** BEGIN Material provided **
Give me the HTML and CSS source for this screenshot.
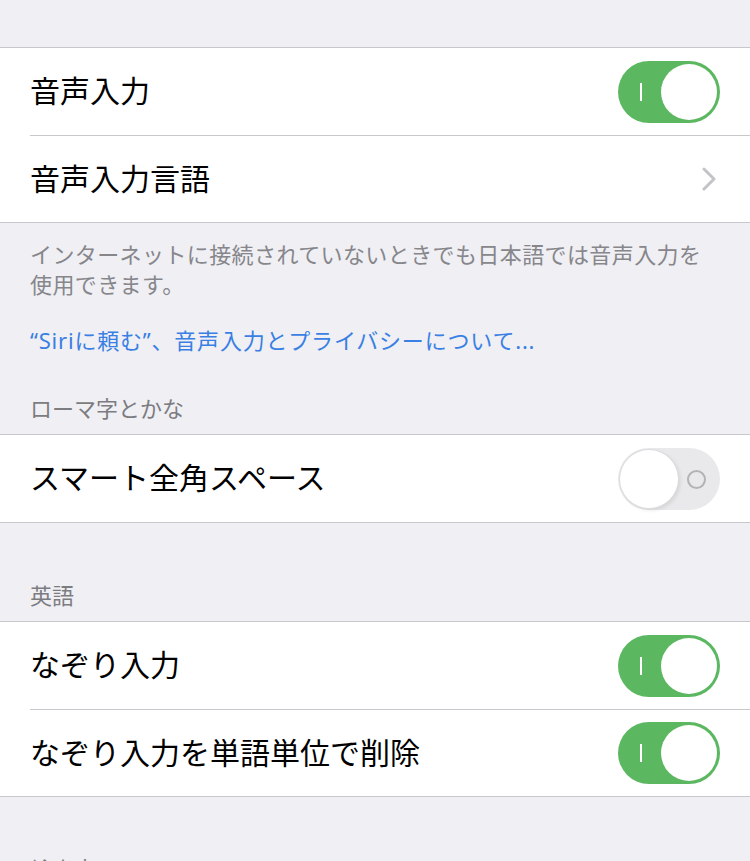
FILE: index.html
```html
<!DOCTYPE html>
<html lang="ja">
<head>
    <meta charset="UTF-8">
    <meta name="viewport" content="width=device-width, initial-scale=1.0">
    <title>音声入力</title>
    <link rel="stylesheet" href="styles.css">
</head>
<body>
    <div class="settings">
        <div class="spacer"></div>

        <div class="group">
            <div class="row">
                <span class="label">音声入力</span>
                <span class="switch on"><span class="mark"></span><span class="knob"></span></span>
            </div>
            <div class="row">
                <span class="label">音声入力言語</span>
                <svg class="chevron" width="14" height="24" viewBox="0 0 14 24">
                    <polyline points="2,2 12,12 2,22" fill="none" stroke="#c4c4c8" stroke-width="3" stroke-linecap="round" stroke-linejoin="round"/>
                </svg>
            </div>
        </div>

        <div class="footer">
            <p class="note">インターネットに接続されていないときでも日本語では音声入力を使用できます。</p>
            <a class="link" href="#">“Siriに頼む”、音声入力とプライバシーについて...</a>
        </div>

        <div class="header first">ローマ字とかな</div>
        <div class="group">
            <div class="row">
                <span class="label">スマート全角スペース</span>
                <span class="switch off"><span class="knob"></span><span class="mark"></span></span>
            </div>
        </div>

        <div class="header">英語</div>
        <div class="group">
            <div class="row">
                <span class="label">なぞり入力</span>
                <span class="switch on"><span class="mark"></span><span class="knob"></span></span>
            </div>
            <div class="row">
                <span class="label">なぞり入力を単語単位で削除</span>
                <span class="switch on"><span class="mark"></span><span class="knob"></span></span>
            </div>
        </div>

        <div class="header">絵文字</div>
    </div>
</body>
</html>
```

FILE: styles.css
```css
* {
    box-sizing: border-box;
}

body {
    margin: 0;
    background-color: #efeff4;
    font-family: "Noto Sans CJK JP", sans-serif;
    overflow: hidden;
}

.spacer {
    height: 47px;
}

.group {
    background-color: #fff;
    border-top: 1px solid #c8c7cc;
    border-bottom: 1px solid #c8c7cc;
}

.row {
    display: flex;
    align-items: center;
    justify-content: space-between;
    height: 87px;
    margin-left: 30px;
    padding-right: 30px;
}

.row + .row {
    border-top: 1px solid #c8c7cc;
}

.label {
    font-size: 30px;
    line-height: 1;
    margin-bottom: 5px;
    color: #000;
}

.chevron {
    margin-right: 4px;
}

/* スイッチ */
.switch {
    position: relative;
    display: flex;
    align-items: center;
    width: 102px;
    height: 62px;
    border-radius: 31px;
}

.switch.on {
    background-color: #5cb761;
}

.switch.off {
    background-color: #e9e9eb;
}

.knob {
    position: absolute;
    top: 3px;
    width: 56px;
    height: 56px;
    border-radius: 50%;
    background-color: #fff;
}

.on .knob {
    right: 3px;
}

.off .knob {
    left: 2px;
    width: 58px;
    height: 58px;
    top: 2px;
    box-shadow: 0 0 0 1px #dcdcdf, 2px 2px 4px rgba(0,0,0,0.1);
}

.on .mark {
    position: absolute;
    left: 22px;
    top: 22px;
    width: 2px;
    height: 18px;
    background-color: #fff;
}

.off .mark {
    position: absolute;
    left: 69px;
    top: 22px;
    width: 19px;
    height: 19px;
    border: 2px solid #b3b3b6;
    border-radius: 50%;
}

/* フッター・ヘッダー */
.footer {
    padding: 15px 30px 0;
}

.note {
    margin: 0;
    font-size: 22px;
    line-height: 30px;
    letter-spacing: 0.4px;
    color: #86868b;
}

.link {
    display: block;
    margin-top: 27px;
    font-family: "Noto Sans", "Noto Sans CJK JP", sans-serif;
    font-size: 22px;
    line-height: 30px;
    letter-spacing: 0.8px;
    color: #3a7fe3;
    text-decoration: none;
}

.header {
    padding: 56px 30px 12px;
    font-size: 22px;
    line-height: 30px;
    color: #7c7c81;
}

.header.first {
    padding-top: 37px;
}
```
** END Material provided **
Exercise aim
Reproduce the listing word for word and omit its pictures.

Final answer
Give me the HTML and CSS source for this screenshot.
FILE: index.html
```html
<!DOCTYPE html>
<html lang="ja">
<head>
    <meta charset="UTF-8">
    <meta name="viewport" content="width=device-width, initial-scale=1.0">
    <title>音声入力</title>
    <link rel="stylesheet" href="styles.css">
</head>
<body>
    <div class="settings">
        <div class="spacer"></div>

        <div class="group">
            <div class="row">
                <span class="label">音声入力</span>
                <span class="switch on"><span class="mark"></span><span class="knob"></span></span>
            </div>
            <div class="row">
                <span class="label">音声入力言語</span>
                <svg class="chevron" width="14" height="24" viewBox="0 0 14 24">
                    <polyline points="2,2 12,12 2,22" fill="none" stroke="#c4c4c8" stroke-width="3" stroke-linecap="round" stroke-linejoin="round"/>
                </svg>
            </div>
        </div>

        <div class="footer">
            <p class="note">インターネットに接続されていないときでも日本語では音声入力を使用できます。</p>
            <a class="link" href="#">“Siriに頼む”、音声入力とプライバシーについて...</a>
        </div>

        <div class="header first">ローマ字とかな</div>
        <div class="group">
            <div class="row">
                <span class="label">スマート全角スペース</span>
                <span class="switch off"><span class="knob"></span><span class="mark"></span></span>
            </div>
        </div>

        <div class="header">英語</div>
        <div class="group">
            <div class="row">
                <span class="label">なぞり入力</span>
                <span class="switch on"><span class="mark"></span><span class="knob"></span></span>
            </div>
            <div class="row">
                <span class="label">なぞり入力を単語単位で削除</span>
                <span class="switch on"><span class="mark"></span><span class="knob"></span></span>
            </div>
        </div>

        <div class="header">絵文字</div>
    </div>
</body>
</html>
```

FILE: styles.css
```css
* {
    box-sizing: border-box;
}

body {
    margin: 0;
    background-color: #efeff4;
    font-family: "Noto Sans CJK JP", sans-serif;
    overflow: hidden;
}

.spacer {
    height: 47px;
}

.group {
    background-color: #fff;
    border-top: 1px solid #c8c7cc;
    border-bottom: 1px solid #c8c7cc;
}

.row {
    display: flex;
    align-items: center;
    justify-content: space-between;
    height: 87px;
    margin-left: 30px;
    padding-right: 30px;
}

.row + .row {
    border-top: 1px solid #c8c7cc;
}

.label {
    font-size: 30px;
    line-height: 1;
    margin-bottom: 5px;
    color: #000;
}

.chevron {
    margin-right: 4px;
}

/* スイッチ */
.switch {
    position: relative;
    display: flex;
    align-items: center;
    width: 102px;
    height: 62px;
    border-radius: 31px;
}

.switch.on {
    background-color: #5cb761;
}

.switch.off {
    background-color: #e9e9eb;
}

.knob {
    position: absolute;
    top: 3px;
    width: 56px;
    height: 56px;
    border-radius: 50%;
    background-color: #fff;
}

.on .knob {
    right: 3px;
}

.off .knob {
    left: 2px;
    width: 58px;
    height: 58px;
    top: 2px;
    box-shadow: 0 0 0 1px #dcdcdf, 2px 2px 4px rgba(0,0,0,0.1);
}

.on .mark {
    position: absolute;
    left: 22px;
    top: 22px;
    width: 2px;
    height: 18px;
    background-color: #fff;
}

.off .mark {
    position: absolute;
    left: 69px;
    top: 22px;
    width: 19px;
    height: 19px;
    border: 2px solid #b3b3b6;
    border-radius: 50%;
}

/* フッター・ヘッダー */
.footer {
    padding: 15px 30px 0;
}

.note {
    margin: 0;
    font-size: 22px;
    line-height: 30px;
    letter-spacing: 0.4px;
    color: #86868b;
}

.link {
    display: block;
    margin-top: 27px;
    font-family: "Noto Sans", "Noto Sans CJK JP", sans-serif;
    font-size: 22px;
    line-height: 30px;
    letter-spacing: 0.8px;
    color: #3a7fe3;
    text-decoration: none;
}

.header {
    padding: 56px 30px 12px;
    font-size: 22px;
    line-height: 30px;
    color: #7c7c81;
}

.header.first {
    padding-top: 37px;
}
```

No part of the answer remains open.